- Friday, September 1, 2023

Can you imagine being forced to join a union or pay dues to a union just to get or keep your job? This is the unfortunate reality for millions of Americans who want to work and bring home a paycheck for their loved ones and themselves.

That’s because millions of Americans lack the right-to-work protections that make union dues payments voluntary.

The right-to-work principle is simple: No worker should be forced to join or pay dues to a union to get or keep a job.

Fortunately, more and more Americans have such a choice.

In 2018, the Supreme Court’s Janus decision declared that the First Amendment protects every teacher, police officer, firefighter and other public sector worker from compulsory union payments.

For private sector workers in the 27 states with right-to-work laws on the books, most are protected from union officials’ “pay up or be fired” threats. That’s because the National Labor Relations Act, which covers most private sector employees, was reformed in 1947 to allow states to pass Right to Work laws.

But this leaves millions of private sector workers trapped under forced unionism where states haven’t passed right-to-work protections or where right-to-work laws don’t apply.
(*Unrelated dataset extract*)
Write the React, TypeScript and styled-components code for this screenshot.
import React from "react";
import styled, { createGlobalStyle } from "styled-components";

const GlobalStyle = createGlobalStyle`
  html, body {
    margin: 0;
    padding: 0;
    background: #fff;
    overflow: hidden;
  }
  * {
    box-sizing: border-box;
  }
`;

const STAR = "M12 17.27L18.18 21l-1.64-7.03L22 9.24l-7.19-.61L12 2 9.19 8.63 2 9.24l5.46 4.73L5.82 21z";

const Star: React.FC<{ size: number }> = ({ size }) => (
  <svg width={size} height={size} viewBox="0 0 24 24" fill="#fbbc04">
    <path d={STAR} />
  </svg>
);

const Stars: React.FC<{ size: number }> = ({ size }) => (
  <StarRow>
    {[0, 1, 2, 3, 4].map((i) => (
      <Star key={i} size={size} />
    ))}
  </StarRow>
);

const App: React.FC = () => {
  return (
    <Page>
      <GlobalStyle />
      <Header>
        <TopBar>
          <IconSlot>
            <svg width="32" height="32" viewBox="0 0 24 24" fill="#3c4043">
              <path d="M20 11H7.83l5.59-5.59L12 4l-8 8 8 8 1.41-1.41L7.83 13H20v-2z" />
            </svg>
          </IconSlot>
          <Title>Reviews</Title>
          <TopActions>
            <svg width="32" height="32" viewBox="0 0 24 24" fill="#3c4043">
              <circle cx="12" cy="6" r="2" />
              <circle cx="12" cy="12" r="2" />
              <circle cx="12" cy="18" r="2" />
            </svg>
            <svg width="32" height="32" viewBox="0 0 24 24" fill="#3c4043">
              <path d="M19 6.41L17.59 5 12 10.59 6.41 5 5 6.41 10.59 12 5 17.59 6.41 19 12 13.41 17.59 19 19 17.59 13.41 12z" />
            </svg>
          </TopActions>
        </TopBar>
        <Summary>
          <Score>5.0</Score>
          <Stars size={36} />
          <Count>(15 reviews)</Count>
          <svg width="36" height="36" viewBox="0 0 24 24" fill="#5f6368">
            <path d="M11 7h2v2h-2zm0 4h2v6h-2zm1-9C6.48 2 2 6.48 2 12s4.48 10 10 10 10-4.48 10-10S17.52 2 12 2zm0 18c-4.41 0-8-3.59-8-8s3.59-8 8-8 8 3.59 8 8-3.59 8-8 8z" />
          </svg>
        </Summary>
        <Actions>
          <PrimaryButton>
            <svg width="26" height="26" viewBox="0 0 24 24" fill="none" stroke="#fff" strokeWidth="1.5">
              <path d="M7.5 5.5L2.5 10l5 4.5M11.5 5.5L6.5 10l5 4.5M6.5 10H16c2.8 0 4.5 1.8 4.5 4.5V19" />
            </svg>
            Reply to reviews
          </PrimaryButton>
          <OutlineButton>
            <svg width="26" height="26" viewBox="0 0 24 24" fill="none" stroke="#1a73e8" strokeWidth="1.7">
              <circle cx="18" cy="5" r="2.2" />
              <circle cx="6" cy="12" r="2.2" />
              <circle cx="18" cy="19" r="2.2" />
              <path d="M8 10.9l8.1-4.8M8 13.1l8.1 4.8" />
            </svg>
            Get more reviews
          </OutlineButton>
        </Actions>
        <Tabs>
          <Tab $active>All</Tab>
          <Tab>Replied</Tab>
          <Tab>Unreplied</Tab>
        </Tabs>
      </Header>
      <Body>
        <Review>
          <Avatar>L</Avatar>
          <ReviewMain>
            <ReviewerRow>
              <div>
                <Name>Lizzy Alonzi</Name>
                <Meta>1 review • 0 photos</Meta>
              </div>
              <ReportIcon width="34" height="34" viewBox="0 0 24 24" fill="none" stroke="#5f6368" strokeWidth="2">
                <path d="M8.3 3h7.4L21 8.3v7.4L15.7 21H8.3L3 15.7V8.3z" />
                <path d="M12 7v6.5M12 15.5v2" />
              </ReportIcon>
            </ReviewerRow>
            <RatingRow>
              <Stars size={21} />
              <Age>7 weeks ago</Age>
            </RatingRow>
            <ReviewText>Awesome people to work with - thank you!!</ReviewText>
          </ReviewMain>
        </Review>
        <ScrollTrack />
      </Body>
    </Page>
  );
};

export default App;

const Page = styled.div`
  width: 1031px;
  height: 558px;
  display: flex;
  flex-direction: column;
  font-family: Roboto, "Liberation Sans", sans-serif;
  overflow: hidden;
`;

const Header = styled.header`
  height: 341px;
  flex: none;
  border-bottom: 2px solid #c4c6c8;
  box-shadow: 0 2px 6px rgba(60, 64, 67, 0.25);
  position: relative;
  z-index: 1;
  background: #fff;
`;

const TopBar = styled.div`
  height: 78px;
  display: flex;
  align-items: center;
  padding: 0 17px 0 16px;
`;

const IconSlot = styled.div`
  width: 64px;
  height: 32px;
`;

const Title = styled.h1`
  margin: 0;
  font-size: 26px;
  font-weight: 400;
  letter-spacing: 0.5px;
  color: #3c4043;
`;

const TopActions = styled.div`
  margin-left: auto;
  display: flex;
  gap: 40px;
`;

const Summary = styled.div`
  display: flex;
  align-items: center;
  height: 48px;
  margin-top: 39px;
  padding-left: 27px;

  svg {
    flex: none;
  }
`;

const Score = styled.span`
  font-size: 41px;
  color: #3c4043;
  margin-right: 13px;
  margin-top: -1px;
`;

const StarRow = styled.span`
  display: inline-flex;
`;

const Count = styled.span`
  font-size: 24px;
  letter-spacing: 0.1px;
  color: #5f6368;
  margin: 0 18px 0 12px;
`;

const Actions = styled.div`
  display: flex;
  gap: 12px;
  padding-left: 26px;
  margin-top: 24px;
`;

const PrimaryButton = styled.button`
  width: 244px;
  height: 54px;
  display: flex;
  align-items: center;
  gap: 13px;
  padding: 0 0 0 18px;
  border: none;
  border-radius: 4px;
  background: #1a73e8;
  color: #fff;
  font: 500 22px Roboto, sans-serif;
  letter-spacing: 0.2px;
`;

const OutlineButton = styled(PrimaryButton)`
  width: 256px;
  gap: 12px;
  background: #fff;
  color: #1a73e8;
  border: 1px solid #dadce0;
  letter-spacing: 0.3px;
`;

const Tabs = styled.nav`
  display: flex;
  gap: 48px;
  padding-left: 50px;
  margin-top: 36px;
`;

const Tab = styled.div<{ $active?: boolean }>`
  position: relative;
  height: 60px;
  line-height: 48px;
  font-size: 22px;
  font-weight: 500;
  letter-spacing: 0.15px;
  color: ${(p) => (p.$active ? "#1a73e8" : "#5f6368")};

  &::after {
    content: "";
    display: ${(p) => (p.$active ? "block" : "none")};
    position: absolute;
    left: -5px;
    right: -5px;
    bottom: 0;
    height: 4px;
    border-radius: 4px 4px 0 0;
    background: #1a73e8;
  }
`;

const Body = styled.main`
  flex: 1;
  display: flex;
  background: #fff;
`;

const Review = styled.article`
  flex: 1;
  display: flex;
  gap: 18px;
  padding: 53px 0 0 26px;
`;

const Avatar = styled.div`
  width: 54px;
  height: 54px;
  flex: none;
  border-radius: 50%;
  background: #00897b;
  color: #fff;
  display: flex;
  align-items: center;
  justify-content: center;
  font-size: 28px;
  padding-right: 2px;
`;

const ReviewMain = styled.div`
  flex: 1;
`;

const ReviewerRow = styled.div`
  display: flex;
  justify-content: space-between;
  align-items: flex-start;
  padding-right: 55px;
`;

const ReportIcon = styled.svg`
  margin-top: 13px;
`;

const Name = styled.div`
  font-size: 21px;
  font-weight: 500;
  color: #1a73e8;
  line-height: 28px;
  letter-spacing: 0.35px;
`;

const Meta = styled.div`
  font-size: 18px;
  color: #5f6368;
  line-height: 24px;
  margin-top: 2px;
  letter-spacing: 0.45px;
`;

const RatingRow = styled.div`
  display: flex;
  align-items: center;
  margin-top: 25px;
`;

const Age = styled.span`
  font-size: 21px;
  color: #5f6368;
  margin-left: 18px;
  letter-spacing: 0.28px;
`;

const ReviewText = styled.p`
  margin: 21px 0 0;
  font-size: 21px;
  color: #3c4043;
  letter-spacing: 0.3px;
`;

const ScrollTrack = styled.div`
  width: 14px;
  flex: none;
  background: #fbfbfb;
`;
The vast majority of such employees are in the 23 states without active right-to-work laws.

The next largest group of workers subjected to forced dues are those in the railway and airline industries. They are covered by the Railway Labor Act, which authorizes forced dues, even in right-to-work states.
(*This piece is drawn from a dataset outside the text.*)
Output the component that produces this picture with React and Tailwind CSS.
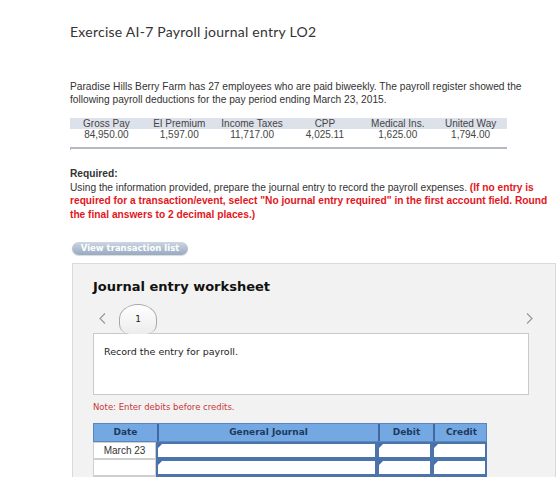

Still, other employees who work on designated “exclusive federal enclaves,” including some military bases, are subject to forced dues because state right-to-work laws don’t apply there either.

To ensure that each and every worker in the nation gets to decide whether or not to pay money to union officials, Sen. Rand Paul and Rep. Joe Wilson have respectively sponsored Senate and House versions of the National Right to Work Act. This simple, one-page bill doesn’t add a single word to current federal law; it simply repeals the forced dues authorization language in the National Labor Relations Act and Railway Labor Act.
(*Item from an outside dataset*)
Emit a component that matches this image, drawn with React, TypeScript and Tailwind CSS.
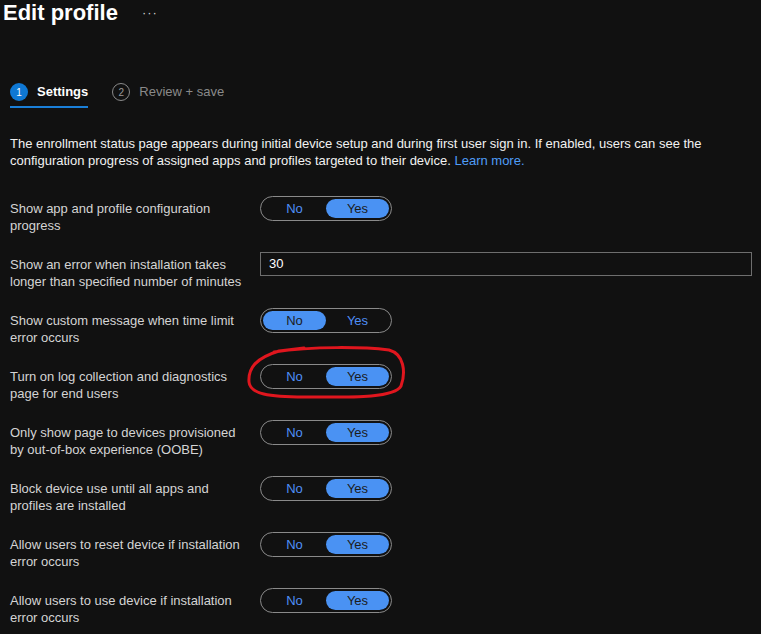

Ending the union bosses’ federally authorized power to force workers to pay up or be fired would be a win-win for the economy and for worker freedom. Polls show that about 80% of union members agree that workers “should never be forced or coerced to join or pay dues as a condition of employment.”

Americans overall agree, with polling consistently showing 70% or higher support among voters for right-to-work protections. In addition, right-to-work laws have a proven track record of stimulating economic growth.

For example, total employment growth in right-to-work states is nearly double (15.7% vs. 8.6%) that of forced-dues states, according to Labor Department statistics.

Of course, right-to-work protections also allow independent-minded workers to hold union bosses accountable. Given the option to stop paying dues to a union they do not support, workers can refuse to contribute financially to a union that does not benefit them. Union bosses should be forced to earn workers’ dues rather than rely on compulsion.

While today’s union officials zealously protect — and seek to expand — the power to coerce workers to pay up, it wasn’t always that way.

In fact, Samuel Gompers, who founded the American Federation of Labor, advocated voluntary, not coercive, unionism, saying: “I want to urge devotion to the fundamentals of human liberty — the principles of voluntarism. No lasting gain has ever come from compulsion.”

At a time when multi-thousand-page bills are sometimes voted on before they can even be read, the National Right to Work Act should be a welcome change: a straightforward, popular law that empowers American workers with more choice.

That’s why America needs the National Right to Work Act.

• Mark Mix is president of the National Right to Work Committee.